The book is beautifully presented: the editing is thorough, the binding solid, and the cover design beautiful. My one complaint pertains to the index, which limits itself primarily to proper names. It does not even include "public poetry," a concept that many authors adopt from Middleton's famous essay, "The Idea of Public Poetry in the Reign of Richard II" (1978). That problem would be alleviated if the book were purchased in electronic form, which would be word searchable, and the Ohio State University Press is to be commended for offering both paper and electronic versions of their publications and for selling the CD for $14.95. That price makes this collection appropriate for advanced courses on Middle English literature, since the book compiles accessible and productive essays about form and style while reflecting on the myriad literary influences in medieval England.

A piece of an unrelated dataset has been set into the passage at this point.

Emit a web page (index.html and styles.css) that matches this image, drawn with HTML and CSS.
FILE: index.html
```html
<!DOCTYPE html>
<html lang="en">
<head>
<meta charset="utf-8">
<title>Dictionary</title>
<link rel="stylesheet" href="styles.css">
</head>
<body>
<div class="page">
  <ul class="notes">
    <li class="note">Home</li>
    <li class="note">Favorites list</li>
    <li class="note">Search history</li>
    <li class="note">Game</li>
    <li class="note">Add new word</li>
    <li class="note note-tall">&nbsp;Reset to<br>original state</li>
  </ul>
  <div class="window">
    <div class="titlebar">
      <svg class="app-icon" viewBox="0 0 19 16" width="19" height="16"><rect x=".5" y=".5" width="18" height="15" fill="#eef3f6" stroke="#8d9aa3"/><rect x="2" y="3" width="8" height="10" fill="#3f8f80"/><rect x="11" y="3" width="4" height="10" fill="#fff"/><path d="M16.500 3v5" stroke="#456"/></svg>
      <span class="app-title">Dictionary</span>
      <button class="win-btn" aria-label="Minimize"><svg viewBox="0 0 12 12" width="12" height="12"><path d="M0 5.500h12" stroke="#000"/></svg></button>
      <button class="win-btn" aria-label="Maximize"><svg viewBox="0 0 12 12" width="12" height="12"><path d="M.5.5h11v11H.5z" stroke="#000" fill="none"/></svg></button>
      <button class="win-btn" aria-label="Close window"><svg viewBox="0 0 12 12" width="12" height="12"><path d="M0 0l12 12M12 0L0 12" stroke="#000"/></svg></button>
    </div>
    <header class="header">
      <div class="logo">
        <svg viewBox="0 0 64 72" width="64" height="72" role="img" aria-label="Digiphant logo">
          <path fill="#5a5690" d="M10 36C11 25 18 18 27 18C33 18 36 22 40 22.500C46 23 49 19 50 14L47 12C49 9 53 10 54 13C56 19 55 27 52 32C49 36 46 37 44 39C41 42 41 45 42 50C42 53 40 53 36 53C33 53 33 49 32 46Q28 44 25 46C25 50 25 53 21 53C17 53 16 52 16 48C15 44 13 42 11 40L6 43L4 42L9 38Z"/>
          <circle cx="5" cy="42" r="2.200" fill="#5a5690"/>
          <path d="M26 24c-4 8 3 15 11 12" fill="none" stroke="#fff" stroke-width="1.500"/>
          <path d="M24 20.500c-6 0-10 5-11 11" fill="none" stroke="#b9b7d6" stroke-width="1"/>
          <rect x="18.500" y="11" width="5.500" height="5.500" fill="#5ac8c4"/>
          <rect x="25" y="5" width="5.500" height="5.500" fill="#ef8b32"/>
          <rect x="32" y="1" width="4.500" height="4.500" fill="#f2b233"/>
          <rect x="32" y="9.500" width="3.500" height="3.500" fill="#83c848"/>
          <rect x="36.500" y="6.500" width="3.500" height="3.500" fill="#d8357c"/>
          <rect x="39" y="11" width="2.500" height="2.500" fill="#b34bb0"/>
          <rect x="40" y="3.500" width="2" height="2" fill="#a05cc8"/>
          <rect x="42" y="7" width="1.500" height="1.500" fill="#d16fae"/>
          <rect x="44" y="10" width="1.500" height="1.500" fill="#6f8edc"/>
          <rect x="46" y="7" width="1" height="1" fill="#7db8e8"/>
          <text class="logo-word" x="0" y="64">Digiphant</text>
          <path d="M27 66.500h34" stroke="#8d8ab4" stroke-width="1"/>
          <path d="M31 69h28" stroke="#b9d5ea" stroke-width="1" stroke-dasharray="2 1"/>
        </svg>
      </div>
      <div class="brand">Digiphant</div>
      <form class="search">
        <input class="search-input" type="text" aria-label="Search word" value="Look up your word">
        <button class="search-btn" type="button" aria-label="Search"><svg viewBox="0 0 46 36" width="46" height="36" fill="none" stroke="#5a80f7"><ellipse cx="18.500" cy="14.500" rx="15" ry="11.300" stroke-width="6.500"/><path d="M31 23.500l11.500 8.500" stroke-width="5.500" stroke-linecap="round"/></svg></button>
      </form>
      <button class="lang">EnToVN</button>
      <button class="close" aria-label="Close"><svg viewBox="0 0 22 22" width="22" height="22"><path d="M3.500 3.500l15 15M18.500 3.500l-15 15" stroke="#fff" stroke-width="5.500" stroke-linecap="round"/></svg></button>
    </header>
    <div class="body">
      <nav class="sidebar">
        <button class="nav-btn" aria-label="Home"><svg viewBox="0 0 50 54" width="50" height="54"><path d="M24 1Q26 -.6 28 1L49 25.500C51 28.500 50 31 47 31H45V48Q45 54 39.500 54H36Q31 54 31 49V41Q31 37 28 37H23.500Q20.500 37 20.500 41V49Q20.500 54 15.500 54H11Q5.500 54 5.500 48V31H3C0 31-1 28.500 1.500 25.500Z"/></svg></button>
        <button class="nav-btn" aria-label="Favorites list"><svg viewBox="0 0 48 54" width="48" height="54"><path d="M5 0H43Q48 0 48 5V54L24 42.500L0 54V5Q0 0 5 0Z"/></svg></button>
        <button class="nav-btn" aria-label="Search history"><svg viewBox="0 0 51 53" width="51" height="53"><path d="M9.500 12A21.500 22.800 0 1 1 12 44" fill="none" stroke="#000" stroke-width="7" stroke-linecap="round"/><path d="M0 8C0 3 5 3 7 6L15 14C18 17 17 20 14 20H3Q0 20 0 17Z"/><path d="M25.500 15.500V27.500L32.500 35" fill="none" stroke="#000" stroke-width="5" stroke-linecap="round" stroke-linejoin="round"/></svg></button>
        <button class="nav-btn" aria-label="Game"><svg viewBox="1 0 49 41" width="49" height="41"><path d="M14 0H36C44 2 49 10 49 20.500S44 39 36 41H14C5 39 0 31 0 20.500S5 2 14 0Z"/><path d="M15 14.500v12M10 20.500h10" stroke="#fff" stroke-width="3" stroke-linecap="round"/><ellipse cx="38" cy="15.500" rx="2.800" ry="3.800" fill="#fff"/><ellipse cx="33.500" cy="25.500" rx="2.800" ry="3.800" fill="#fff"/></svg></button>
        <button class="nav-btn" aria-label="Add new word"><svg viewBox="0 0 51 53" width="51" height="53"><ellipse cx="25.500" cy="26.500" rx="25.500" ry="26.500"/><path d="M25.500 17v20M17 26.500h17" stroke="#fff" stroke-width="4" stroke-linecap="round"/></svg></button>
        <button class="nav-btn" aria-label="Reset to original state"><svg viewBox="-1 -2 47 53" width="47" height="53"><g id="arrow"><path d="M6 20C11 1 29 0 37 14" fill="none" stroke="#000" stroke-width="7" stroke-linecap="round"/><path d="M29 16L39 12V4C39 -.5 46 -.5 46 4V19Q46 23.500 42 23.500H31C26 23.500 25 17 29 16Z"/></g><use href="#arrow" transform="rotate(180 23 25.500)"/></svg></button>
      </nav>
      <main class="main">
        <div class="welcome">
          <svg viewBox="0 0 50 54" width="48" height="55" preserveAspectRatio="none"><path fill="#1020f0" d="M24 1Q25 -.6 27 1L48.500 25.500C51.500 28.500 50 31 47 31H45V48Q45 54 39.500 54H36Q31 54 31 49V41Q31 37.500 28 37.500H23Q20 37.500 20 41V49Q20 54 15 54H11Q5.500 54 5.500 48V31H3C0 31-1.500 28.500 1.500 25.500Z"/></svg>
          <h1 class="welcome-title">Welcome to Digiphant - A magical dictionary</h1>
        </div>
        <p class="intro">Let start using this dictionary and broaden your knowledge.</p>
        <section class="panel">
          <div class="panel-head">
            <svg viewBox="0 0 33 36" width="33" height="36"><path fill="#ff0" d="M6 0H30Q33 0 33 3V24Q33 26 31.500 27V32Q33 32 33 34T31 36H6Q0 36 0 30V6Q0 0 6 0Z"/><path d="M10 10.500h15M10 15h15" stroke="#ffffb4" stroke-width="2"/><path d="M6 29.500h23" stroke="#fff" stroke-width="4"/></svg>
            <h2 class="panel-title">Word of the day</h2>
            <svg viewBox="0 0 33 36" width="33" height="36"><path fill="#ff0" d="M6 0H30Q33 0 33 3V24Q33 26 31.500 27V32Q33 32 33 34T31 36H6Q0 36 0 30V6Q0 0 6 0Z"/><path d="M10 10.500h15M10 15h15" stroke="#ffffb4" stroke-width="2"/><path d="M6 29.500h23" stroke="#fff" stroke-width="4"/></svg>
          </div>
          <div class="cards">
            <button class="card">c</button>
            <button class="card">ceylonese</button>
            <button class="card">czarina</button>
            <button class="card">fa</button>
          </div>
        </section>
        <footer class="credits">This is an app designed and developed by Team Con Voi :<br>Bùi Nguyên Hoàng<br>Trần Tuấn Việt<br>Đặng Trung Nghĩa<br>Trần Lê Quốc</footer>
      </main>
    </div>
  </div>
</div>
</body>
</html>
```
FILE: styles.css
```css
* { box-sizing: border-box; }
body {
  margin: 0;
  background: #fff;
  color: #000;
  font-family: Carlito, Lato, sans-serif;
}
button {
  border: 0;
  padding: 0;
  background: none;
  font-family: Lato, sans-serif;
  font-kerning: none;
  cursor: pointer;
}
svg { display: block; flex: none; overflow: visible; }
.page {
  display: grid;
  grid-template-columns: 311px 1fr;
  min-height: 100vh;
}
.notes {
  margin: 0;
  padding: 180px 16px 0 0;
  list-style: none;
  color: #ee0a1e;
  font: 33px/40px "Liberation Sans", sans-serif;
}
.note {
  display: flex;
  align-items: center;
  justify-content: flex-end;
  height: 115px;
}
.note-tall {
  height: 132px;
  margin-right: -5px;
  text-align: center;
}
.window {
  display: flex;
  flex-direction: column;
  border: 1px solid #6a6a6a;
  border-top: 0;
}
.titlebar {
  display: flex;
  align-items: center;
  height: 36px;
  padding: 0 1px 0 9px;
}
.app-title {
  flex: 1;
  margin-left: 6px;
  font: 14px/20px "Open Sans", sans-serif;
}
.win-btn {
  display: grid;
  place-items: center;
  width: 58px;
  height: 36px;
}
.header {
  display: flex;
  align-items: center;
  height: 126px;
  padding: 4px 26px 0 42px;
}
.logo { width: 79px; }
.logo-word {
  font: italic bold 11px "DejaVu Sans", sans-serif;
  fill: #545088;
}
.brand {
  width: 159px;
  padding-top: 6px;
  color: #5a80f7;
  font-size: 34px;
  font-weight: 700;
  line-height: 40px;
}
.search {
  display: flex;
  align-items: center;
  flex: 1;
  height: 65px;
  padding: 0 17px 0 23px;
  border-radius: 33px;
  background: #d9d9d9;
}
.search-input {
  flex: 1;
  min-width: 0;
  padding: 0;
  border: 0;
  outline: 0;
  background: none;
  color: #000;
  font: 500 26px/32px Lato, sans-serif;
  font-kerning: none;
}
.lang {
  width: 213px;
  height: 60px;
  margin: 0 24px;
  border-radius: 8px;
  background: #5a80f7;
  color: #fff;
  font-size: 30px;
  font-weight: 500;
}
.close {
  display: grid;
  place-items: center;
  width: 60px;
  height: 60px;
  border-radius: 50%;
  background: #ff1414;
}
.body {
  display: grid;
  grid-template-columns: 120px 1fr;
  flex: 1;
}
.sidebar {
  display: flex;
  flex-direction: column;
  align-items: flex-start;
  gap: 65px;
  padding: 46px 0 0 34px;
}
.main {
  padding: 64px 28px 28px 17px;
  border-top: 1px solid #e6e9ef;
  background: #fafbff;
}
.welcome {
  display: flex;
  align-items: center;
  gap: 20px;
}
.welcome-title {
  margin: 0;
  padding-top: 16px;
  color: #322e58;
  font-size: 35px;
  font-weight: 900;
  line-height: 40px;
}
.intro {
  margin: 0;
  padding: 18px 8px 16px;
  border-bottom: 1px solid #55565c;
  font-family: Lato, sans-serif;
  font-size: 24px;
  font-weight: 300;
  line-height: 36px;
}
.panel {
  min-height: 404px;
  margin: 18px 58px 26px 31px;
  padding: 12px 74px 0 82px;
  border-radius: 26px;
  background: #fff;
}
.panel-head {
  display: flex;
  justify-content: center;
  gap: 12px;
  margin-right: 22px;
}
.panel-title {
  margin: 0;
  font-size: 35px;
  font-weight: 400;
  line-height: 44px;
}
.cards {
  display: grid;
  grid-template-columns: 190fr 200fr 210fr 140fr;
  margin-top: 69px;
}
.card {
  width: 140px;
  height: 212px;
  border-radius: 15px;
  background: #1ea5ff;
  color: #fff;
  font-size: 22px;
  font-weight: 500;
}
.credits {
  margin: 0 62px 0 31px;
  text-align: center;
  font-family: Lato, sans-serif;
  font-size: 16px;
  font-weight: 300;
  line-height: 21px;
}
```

Whether it will convince non-medievalists to pay attention to our work is less certain. Few essays move beyond the Ricardian era, although many make the case that the medieval texts discussed are relevant to contemporary ways of thinking. Ultimately, what strikes me most about the essays is their testament to how many answers medieval literature offers to questions about "form after historicism" and the historicity of form.